As we walked along together, she said something about another woman there at the reunion, and she also mentioned Dostoievsky. My interest was piqued, but I hadn't understood exactly what she had said, and I responded, "I'm not following you."

However, I wanted to make sure she knew that I knew who Dostoievsky was, so I said something about reading "certain Russian novelists." I thought I was being witty, and I envisioned myself as sounding and gesticulating a bit like Woody Allen. She picked up on my response and apparently she liked it, because we began holding hands. I was very happy -- I already liked her, and she seemed to like me. She said, "Let's go somewhere."

I replied, "Well, we could ride that thing."

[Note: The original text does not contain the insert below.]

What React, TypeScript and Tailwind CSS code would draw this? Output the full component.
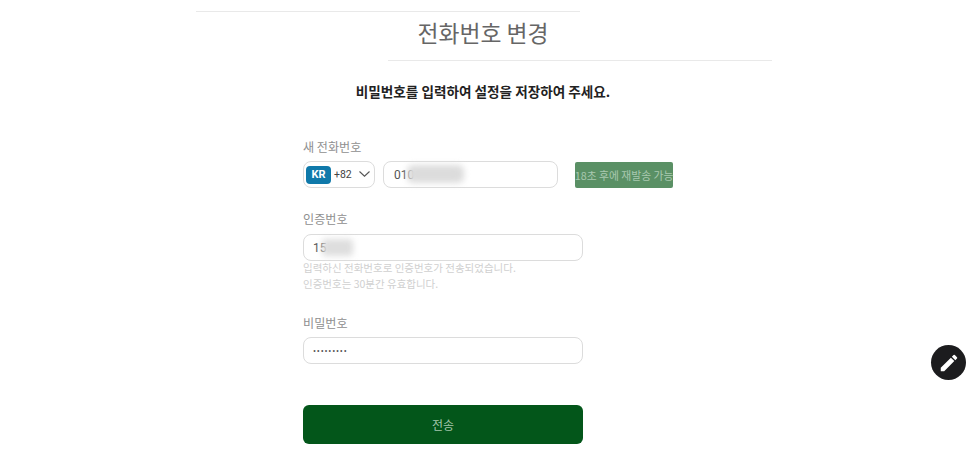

I was referring to something outside the hotel which looked like a futuristic train on a monorail. It circled the whole hotel complex and grounds and took about 15 minutes to ride. She seemed to think that would be a good idea.

I was also thinking we could simply rent another room for ourselves there in the hotel. Several other people were staying in the room in which I had been staying, so we couldn't go there. 

I thought she was probably married and I knew I was married to Carolina, but I thought we were so far away from everyone, nobody would ever know what happened there. 

I confess my life a nightmare. I have failed the courage of my imagination. Yet, still, there is time.

Dream of: 10 March 2011 "Lady Chatterley's Lover"

I was leafing through a paperback book which contained stories by Dostoievsky. I was looking for The Brothers Karamazov, but couldn't find it. I saw a couple other stories, however, which I thought I might like to read. One was titled Lady Chatterley's Lover. I was surprised that Dostoevsky had written a copy of this story since I already knew of two other writers who had written the same story. I figured the story must have been well known and had simply been retold by different writers.

An older man was sitting behind me and I had leaned back so I was resting my back on his chest. I wanted to be careful, however, that our bare flesh didn't touch each other.